Last year, we located the seed-starting apparatus in front of a south-facing window.  The idea was to capture as much light and radiation from the sun as is possible in mid-winter.  What we found, however, is that there is not enough sun this time of year to be useful (the heating pads provide energy until the seedlings break the surface; after that, the fluorescent light fixtures take over).

Therefore, we will leave the apparatus tucked into the corner of the room (in front of a door we no longer use) where it will be out of the way (the window location interfered with access to a refrigerator).  It is now ready for seed trays, the planting of which is the next task in the serial process we call gardening.  I’ll try not to put it off for too long.

There was a frost advisory two nights ago, a freeze warning last night and there is a freeze watch in effect for tonight.  This is what I would call a winter preview.  I’ll be relieved after next Friday—November 1—when the National Weather Service will dispense with these announcements.  At that point, we can expect that it will be cold at night, every night, until spring.  Frankly, the near certainty of it is much easier to deal with.
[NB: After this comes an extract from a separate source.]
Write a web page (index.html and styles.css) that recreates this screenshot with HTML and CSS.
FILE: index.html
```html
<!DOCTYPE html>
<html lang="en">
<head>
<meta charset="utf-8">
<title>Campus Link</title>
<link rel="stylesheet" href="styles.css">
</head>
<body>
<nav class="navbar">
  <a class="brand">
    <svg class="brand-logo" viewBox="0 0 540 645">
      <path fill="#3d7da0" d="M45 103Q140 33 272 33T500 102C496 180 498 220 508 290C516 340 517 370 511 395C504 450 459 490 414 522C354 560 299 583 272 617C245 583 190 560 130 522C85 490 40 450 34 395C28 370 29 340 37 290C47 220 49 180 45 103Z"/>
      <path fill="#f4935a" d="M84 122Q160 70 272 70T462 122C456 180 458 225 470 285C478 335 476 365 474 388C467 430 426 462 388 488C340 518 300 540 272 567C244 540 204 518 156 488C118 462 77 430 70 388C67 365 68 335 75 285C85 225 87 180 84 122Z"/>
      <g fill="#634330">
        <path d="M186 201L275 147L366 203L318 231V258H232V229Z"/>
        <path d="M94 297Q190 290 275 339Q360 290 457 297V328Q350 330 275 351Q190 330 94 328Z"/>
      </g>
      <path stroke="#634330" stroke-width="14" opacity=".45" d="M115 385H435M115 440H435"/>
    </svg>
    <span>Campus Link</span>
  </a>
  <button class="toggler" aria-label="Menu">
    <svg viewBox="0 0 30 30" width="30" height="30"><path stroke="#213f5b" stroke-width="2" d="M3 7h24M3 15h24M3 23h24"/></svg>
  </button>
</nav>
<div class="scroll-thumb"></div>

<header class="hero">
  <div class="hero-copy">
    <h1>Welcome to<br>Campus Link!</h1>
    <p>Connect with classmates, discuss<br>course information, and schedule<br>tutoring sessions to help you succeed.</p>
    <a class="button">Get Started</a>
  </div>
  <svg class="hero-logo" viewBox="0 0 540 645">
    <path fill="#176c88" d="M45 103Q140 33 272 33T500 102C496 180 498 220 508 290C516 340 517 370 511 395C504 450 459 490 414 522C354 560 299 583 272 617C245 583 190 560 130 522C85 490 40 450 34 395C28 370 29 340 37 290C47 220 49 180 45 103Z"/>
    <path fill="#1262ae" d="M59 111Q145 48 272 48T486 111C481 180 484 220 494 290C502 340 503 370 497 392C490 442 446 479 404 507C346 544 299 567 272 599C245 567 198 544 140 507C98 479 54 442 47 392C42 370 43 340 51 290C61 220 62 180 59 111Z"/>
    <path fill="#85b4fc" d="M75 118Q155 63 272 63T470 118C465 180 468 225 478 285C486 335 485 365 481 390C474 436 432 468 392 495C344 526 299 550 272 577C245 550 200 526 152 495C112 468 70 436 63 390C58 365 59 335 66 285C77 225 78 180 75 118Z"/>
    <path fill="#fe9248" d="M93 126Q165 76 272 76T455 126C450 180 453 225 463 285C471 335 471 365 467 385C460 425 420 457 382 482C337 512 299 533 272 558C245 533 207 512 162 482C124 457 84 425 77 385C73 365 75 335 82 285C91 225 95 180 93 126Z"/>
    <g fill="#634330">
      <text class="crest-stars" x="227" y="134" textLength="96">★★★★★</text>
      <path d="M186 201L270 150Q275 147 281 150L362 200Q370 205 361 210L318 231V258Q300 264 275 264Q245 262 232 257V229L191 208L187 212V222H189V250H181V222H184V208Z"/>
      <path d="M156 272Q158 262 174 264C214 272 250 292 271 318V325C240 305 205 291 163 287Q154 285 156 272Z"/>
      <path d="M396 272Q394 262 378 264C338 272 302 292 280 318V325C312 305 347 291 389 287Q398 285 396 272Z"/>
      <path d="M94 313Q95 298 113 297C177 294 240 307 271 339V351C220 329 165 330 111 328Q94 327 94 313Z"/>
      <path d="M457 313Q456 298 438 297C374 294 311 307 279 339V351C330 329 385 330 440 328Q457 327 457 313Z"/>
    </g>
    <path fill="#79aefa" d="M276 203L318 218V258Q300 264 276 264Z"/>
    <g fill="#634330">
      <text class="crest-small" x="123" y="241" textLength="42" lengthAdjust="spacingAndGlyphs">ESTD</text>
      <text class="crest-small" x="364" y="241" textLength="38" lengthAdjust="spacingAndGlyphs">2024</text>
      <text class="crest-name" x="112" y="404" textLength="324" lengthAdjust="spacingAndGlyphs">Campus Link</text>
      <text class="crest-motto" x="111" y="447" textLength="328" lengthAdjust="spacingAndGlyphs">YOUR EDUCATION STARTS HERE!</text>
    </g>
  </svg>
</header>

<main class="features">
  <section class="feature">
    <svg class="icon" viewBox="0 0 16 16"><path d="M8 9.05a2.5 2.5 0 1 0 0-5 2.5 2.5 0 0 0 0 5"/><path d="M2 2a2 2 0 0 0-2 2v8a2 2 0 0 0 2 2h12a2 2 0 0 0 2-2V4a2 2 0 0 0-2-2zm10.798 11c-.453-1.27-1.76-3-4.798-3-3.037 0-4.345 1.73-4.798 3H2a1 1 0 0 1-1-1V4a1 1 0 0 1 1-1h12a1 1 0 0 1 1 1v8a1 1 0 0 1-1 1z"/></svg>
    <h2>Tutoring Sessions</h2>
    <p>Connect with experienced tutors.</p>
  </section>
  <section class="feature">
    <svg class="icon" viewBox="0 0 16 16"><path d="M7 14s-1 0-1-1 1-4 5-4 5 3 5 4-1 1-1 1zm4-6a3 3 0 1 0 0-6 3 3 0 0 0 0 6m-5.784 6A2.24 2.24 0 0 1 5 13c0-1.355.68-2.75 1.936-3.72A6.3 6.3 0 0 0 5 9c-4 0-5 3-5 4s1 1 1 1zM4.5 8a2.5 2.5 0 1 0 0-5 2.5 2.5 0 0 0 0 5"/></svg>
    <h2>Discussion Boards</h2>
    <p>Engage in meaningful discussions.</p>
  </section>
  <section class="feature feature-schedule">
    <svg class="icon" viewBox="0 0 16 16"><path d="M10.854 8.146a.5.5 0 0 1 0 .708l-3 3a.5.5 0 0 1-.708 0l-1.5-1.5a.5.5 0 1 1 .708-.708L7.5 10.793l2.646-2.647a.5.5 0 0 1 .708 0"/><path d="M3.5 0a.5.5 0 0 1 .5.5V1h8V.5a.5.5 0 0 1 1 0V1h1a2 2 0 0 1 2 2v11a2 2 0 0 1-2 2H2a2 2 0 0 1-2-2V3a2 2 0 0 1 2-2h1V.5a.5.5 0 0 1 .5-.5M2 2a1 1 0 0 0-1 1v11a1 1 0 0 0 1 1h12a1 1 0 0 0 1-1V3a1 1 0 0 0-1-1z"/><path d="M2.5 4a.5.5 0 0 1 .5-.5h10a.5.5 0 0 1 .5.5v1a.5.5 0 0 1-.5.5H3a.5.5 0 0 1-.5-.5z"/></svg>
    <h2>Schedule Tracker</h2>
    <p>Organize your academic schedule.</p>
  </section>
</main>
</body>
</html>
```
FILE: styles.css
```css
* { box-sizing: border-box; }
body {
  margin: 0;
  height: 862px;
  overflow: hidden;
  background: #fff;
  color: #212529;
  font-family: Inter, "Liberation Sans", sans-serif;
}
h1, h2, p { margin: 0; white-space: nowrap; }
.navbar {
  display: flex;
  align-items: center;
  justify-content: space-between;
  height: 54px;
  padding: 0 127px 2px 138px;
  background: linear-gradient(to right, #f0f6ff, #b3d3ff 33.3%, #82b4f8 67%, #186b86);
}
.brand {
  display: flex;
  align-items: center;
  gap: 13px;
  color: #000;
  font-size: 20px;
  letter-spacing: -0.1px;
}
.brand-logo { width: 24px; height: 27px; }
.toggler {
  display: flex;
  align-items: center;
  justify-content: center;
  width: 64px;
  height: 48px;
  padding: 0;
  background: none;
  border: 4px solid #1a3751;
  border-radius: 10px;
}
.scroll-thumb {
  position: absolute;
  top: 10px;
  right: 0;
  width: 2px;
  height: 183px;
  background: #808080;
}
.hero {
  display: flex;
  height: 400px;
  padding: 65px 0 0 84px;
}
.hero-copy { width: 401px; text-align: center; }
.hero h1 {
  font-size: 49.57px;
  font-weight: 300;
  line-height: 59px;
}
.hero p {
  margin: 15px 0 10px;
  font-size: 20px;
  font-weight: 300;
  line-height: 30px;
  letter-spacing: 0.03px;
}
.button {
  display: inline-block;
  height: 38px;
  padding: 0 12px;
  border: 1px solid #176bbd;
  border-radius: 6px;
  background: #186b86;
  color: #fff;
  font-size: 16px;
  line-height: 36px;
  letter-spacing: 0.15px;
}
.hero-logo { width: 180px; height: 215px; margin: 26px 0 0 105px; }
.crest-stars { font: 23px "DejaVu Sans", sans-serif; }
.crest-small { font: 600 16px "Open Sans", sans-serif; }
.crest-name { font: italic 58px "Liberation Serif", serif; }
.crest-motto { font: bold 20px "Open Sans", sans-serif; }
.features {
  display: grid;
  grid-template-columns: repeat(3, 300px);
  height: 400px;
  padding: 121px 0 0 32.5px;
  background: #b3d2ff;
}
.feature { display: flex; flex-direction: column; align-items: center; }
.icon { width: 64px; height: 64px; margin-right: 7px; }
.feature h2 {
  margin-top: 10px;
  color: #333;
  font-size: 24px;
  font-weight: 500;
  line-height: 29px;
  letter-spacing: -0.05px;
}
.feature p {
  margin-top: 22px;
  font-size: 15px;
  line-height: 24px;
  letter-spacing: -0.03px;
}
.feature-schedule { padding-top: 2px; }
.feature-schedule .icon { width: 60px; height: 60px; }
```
The only vegetables remaining in the garden are the eggplants and bell peppers.  The three eggplants still hanging on are smaller than I would like but are (I believe) ripe enough to eat.  So, yesterday, I harvested them (rather than risk their freezing).

There are still many bell peppers—almost a dozen—at various stages of development.  None are large enough to even begin to turn color; all are the traditional green.  To prevent their loss to cold temperatures, I snipped them off to take inside.  When I lined them up on the edge of the planter, there was one of almost every size.  If Goldilocks were joining us tonight for dinner, she would be sure to find at least one of them that was juuust right.

With nothing left growing, I decided it was also time to pull in the hoses and shut the garden down for winter.  I did this with no ceremony even though the action marks the end of the 2013 growing season and heralds the onset of winter.